> **Data listing**

* Begin *

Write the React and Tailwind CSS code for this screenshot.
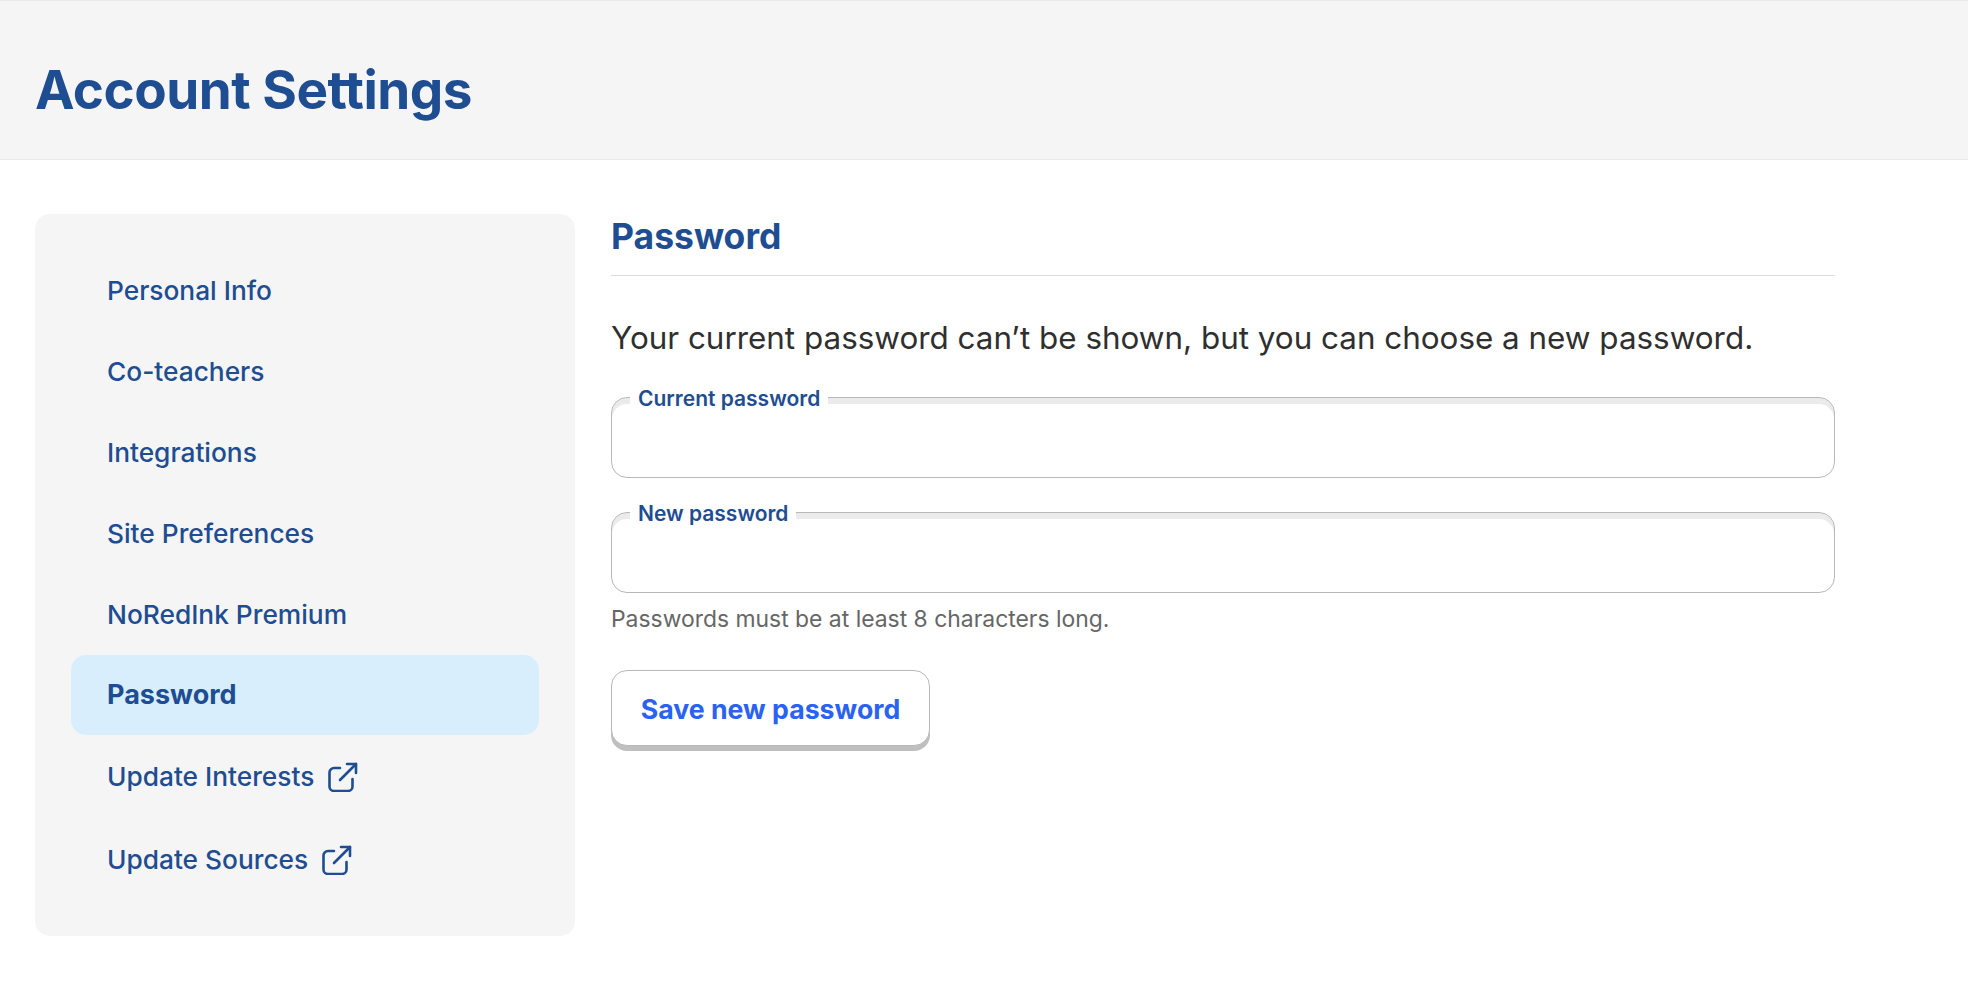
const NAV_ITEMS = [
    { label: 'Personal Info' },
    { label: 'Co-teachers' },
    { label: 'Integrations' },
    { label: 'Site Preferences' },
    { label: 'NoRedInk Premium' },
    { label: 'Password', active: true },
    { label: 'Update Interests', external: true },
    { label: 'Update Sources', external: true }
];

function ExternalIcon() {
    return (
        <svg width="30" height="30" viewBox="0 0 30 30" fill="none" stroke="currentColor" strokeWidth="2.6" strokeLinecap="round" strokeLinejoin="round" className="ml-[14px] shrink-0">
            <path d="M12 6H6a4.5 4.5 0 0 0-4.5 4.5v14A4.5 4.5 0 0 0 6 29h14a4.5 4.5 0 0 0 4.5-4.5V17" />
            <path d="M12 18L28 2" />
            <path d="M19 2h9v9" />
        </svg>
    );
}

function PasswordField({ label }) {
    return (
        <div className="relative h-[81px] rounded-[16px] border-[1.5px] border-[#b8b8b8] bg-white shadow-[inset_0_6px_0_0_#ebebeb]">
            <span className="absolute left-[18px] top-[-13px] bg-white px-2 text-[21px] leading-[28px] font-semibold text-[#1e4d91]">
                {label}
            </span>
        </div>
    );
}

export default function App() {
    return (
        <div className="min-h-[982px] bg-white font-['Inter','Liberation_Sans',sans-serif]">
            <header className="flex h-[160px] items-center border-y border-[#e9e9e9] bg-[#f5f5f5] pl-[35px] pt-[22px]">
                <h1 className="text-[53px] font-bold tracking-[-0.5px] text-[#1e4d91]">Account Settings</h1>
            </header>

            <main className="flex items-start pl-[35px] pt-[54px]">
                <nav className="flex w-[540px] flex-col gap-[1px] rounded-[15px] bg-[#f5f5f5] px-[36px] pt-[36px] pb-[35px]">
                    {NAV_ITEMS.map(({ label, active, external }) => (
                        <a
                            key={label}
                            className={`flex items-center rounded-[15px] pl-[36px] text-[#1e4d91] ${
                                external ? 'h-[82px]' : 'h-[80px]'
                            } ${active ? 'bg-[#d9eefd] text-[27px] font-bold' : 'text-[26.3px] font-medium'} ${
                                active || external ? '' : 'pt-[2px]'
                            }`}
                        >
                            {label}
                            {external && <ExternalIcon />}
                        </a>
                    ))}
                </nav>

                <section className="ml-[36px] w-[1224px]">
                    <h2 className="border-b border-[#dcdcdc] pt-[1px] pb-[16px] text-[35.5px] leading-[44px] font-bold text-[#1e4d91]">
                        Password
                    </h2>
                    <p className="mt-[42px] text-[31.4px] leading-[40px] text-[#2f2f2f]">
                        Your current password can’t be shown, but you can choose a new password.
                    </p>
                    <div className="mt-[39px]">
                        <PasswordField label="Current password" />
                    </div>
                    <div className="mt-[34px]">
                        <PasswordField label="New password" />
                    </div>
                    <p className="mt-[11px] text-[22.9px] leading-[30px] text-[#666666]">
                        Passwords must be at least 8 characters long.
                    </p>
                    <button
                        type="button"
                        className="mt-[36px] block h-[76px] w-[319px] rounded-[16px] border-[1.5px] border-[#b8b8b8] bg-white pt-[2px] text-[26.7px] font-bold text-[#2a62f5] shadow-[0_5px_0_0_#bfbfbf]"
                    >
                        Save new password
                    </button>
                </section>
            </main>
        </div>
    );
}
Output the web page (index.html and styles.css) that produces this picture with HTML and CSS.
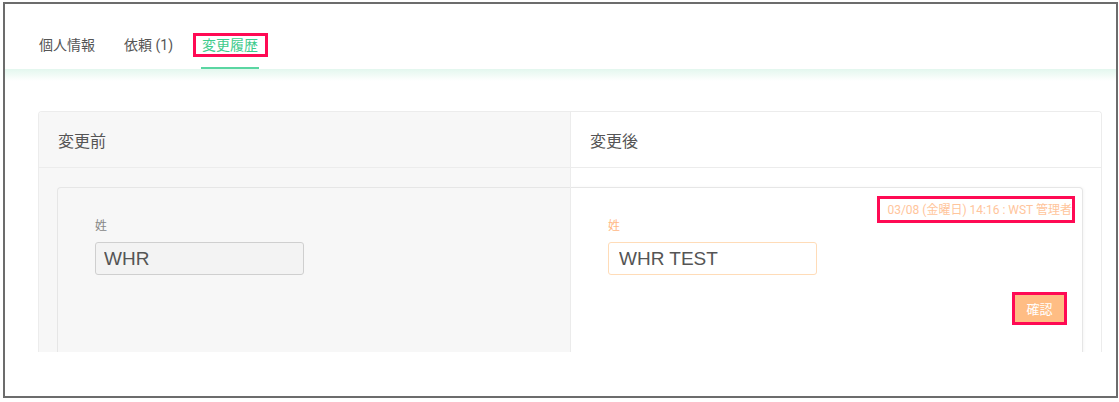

* End *

The records above must be transcribed exactly. Pictures are left out of the copy.

> **Written solution**
Write the React and Tailwind CSS code for this screenshot.
const NAV_ITEMS = [
    { label: 'Personal Info' },
    { label: 'Co-teachers' },
    { label: 'Integrations' },
    { label: 'Site Preferences' },
    { label: 'NoRedInk Premium' },
    { label: 'Password', active: true },
    { label: 'Update Interests', external: true },
    { label: 'Update Sources', external: true }
];

function ExternalIcon() {
    return (
        <svg width="30" height="30" viewBox="0 0 30 30" fill="none" stroke="currentColor" strokeWidth="2.6" strokeLinecap="round" strokeLinejoin="round" className="ml-[14px] shrink-0">
            <path d="M12 6H6a4.5 4.5 0 0 0-4.5 4.5v14A4.5 4.5 0 0 0 6 29h14a4.5 4.5 0 0 0 4.5-4.5V17" />
            <path d="M12 18L28 2" />
            <path d="M19 2h9v9" />
        </svg>
    );
}

function PasswordField({ label }) {
    return (
        <div className="relative h-[81px] rounded-[16px] border-[1.5px] border-[#b8b8b8] bg-white shadow-[inset_0_6px_0_0_#ebebeb]">
            <span className="absolute left-[18px] top-[-13px] bg-white px-2 text-[21px] leading-[28px] font-semibold text-[#1e4d91]">
                {label}
            </span>
        </div>
    );
}

export default function App() {
    return (
        <div className="min-h-[982px] bg-white font-['Inter','Liberation_Sans',sans-serif]">
            <header className="flex h-[160px] items-center border-y border-[#e9e9e9] bg-[#f5f5f5] pl-[35px] pt-[22px]">
                <h1 className="text-[53px] font-bold tracking-[-0.5px] text-[#1e4d91]">Account Settings</h1>
            </header>

            <main className="flex items-start pl-[35px] pt-[54px]">
                <nav className="flex w-[540px] flex-col gap-[1px] rounded-[15px] bg-[#f5f5f5] px-[36px] pt-[36px] pb-[35px]">
                    {NAV_ITEMS.map(({ label, active, external }) => (
                        <a
                            key={label}
                            className={`flex items-center rounded-[15px] pl-[36px] text-[#1e4d91] ${
                                external ? 'h-[82px]' : 'h-[80px]'
                            } ${active ? 'bg-[#d9eefd] text-[27px] font-bold' : 'text-[26.3px] font-medium'} ${
                                active || external ? '' : 'pt-[2px]'
                            }`}
                        >
                            {label}
                            {external && <ExternalIcon />}
                        </a>
                    ))}
                </nav>

                <section className="ml-[36px] w-[1224px]">
                    <h2 className="border-b border-[#dcdcdc] pt-[1px] pb-[16px] text-[35.5px] leading-[44px] font-bold text-[#1e4d91]">
                        Password
                    </h2>
                    <p className="mt-[42px] text-[31.4px] leading-[40px] text-[#2f2f2f]">
                        Your current password can’t be shown, but you can choose a new password.
                    </p>
                    <div className="mt-[39px]">
                        <PasswordField label="Current password" />
                    </div>
                    <div className="mt-[34px]">
                        <PasswordField label="New password" />
                    </div>
                    <p className="mt-[11px] text-[22.9px] leading-[30px] text-[#666666]">
                        Passwords must be at least 8 characters long.
                    </p>
                    <button
                        type="button"
                        className="mt-[36px] block h-[76px] w-[319px] rounded-[16px] border-[1.5px] border-[#b8b8b8] bg-white pt-[2px] text-[26.7px] font-bold text-[#2a62f5] shadow-[0_5px_0_0_#bfbfbf]"
                    >
                        Save new password
                    </button>
                </section>
            </main>
        </div>
    );
}
Output the web page (index.html and styles.css) that produces this picture with HTML and CSS.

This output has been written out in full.